Closed RemiZOffAlex closed 3 years ago
What benefit does this give instead of using python acme_tiny.py --options > signed.crt
?
I guess the main difference is that on error, you are not left with a zero byte long signed.crt
file.
You should only copy signed cert onto production system when acme-tiny has worked successfully anyway, no?
Obviously not. I was just pointing out that this is the main difference from my POV :)
What benefit does this give instead of using
python acme_tiny.py --options > signed.crt
?
Redirect stdout not work for others shells. Example IPython. IPython returned result as list
['Parsing account key...', 'Parsing CSR...', 'Registering account...', 'Already registered!', 'Verifying www.domain.com...', 'www.domain.com verified!', 'Verifying domain.com...', 'domain.com verified!', 'Signing certificate...', 'Certificate signed!', '-----BEGIN CERTIFICATE-----', ...]
Then you specify a different output file, and check the file size before proceeding.

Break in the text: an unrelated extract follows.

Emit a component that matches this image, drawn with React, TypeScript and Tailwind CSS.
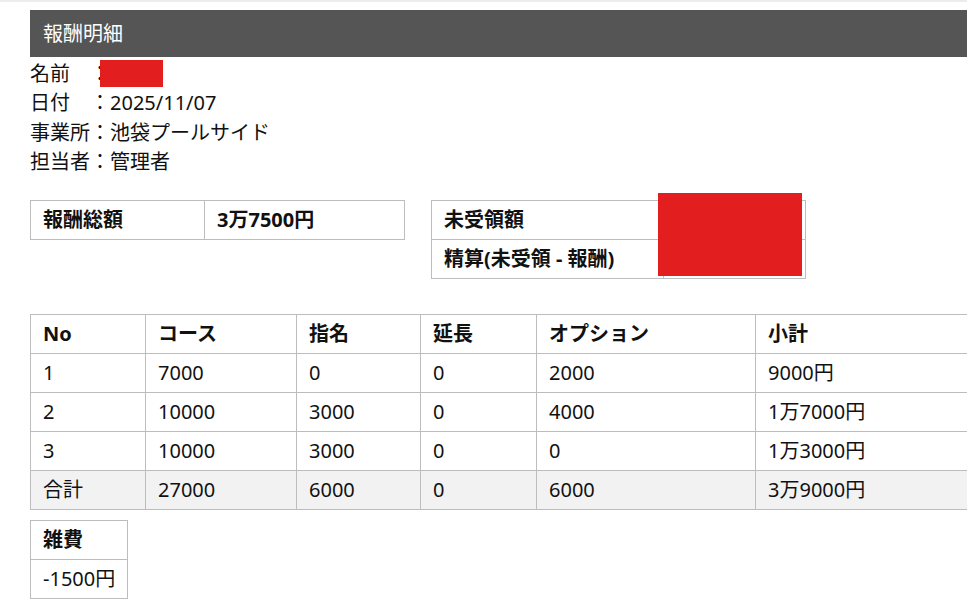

I don't really see the problem this PR is solving ...
Then you specify a different output file, and check the file size before proceeding. I don't really see the problem this PR is solving ...
You can check for a problem by reproducing it yourself.

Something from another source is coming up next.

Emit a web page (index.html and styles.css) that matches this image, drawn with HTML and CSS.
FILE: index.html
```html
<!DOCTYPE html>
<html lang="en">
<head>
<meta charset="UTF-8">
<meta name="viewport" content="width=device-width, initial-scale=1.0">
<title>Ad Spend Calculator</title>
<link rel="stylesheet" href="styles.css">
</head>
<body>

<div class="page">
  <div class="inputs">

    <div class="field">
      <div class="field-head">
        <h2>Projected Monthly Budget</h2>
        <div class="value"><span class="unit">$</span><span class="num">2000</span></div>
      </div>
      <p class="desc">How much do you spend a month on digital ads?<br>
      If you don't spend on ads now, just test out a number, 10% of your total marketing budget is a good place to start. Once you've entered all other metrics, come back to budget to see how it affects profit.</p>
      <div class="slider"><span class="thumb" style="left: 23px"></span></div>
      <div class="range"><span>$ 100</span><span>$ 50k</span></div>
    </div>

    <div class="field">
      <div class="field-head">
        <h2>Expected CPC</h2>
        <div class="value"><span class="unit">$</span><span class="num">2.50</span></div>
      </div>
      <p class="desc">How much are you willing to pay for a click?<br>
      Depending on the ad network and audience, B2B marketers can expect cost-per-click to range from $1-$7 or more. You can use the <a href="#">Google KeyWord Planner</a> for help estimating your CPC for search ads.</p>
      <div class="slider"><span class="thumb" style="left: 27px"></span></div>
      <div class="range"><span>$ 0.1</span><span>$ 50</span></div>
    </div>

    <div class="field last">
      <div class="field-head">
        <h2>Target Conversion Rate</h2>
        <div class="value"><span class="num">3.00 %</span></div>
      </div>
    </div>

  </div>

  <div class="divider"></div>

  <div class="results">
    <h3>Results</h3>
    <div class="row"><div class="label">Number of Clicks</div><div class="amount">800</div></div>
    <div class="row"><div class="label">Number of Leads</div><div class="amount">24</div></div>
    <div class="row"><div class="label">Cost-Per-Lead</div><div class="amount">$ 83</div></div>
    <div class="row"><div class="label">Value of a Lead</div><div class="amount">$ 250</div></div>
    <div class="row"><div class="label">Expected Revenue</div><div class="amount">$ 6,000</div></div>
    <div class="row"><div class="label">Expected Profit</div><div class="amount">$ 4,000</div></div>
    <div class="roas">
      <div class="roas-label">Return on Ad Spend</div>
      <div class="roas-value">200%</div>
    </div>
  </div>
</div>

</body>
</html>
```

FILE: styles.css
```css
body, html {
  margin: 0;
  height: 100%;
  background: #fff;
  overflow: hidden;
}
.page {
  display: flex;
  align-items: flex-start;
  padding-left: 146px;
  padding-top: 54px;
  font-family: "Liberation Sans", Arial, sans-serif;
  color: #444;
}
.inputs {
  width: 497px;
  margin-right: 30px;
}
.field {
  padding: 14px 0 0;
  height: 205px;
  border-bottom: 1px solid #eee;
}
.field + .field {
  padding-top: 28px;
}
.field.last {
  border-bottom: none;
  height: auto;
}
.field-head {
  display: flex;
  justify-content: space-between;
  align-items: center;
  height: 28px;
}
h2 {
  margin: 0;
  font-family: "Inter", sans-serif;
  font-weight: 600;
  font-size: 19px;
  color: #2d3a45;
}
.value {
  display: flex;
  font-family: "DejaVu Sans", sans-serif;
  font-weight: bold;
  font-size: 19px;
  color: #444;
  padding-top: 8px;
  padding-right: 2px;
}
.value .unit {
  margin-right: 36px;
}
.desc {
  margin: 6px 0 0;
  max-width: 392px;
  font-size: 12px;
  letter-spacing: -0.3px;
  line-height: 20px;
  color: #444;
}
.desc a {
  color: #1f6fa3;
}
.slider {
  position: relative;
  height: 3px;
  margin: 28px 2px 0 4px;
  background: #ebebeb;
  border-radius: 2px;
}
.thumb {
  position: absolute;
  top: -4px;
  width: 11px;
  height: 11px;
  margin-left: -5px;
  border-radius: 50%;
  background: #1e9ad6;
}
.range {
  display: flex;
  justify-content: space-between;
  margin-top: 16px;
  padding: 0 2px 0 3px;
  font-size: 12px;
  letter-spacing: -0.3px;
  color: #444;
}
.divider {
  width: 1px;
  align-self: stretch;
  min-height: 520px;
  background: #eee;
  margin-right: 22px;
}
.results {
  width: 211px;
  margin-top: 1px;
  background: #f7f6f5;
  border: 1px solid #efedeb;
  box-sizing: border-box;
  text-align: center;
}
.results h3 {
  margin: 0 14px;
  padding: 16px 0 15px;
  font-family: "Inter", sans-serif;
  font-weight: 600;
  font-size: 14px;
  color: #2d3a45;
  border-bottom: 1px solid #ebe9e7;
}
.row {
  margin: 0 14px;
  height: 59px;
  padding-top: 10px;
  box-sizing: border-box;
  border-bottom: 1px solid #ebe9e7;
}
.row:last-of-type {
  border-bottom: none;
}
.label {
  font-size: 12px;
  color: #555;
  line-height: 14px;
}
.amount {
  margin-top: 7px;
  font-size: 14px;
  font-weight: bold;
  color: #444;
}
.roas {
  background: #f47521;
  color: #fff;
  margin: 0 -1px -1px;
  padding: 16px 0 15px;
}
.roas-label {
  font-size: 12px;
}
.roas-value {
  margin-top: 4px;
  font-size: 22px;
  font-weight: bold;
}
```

You can check for a problem by reproducing it yourself.
Not necessary. The script which handles the renewal does specify a tmp filename, and then checks for the size of the certificate.
Here is script I made how I utilize acme-tiny on my envirovent... All the dile permissioning is still not documented, but script itself is there (and one should know who is allowed to use what file but anyway, hopefully helps somebody :) )
I think that printing the end cert to stdout is okay for now. If you need the certificate not dumped to stdout, I'd recommend calling acme_tiny.get_crt(...)
(which returns the cert as a result) from inside your own script.
This option for save crt data to file.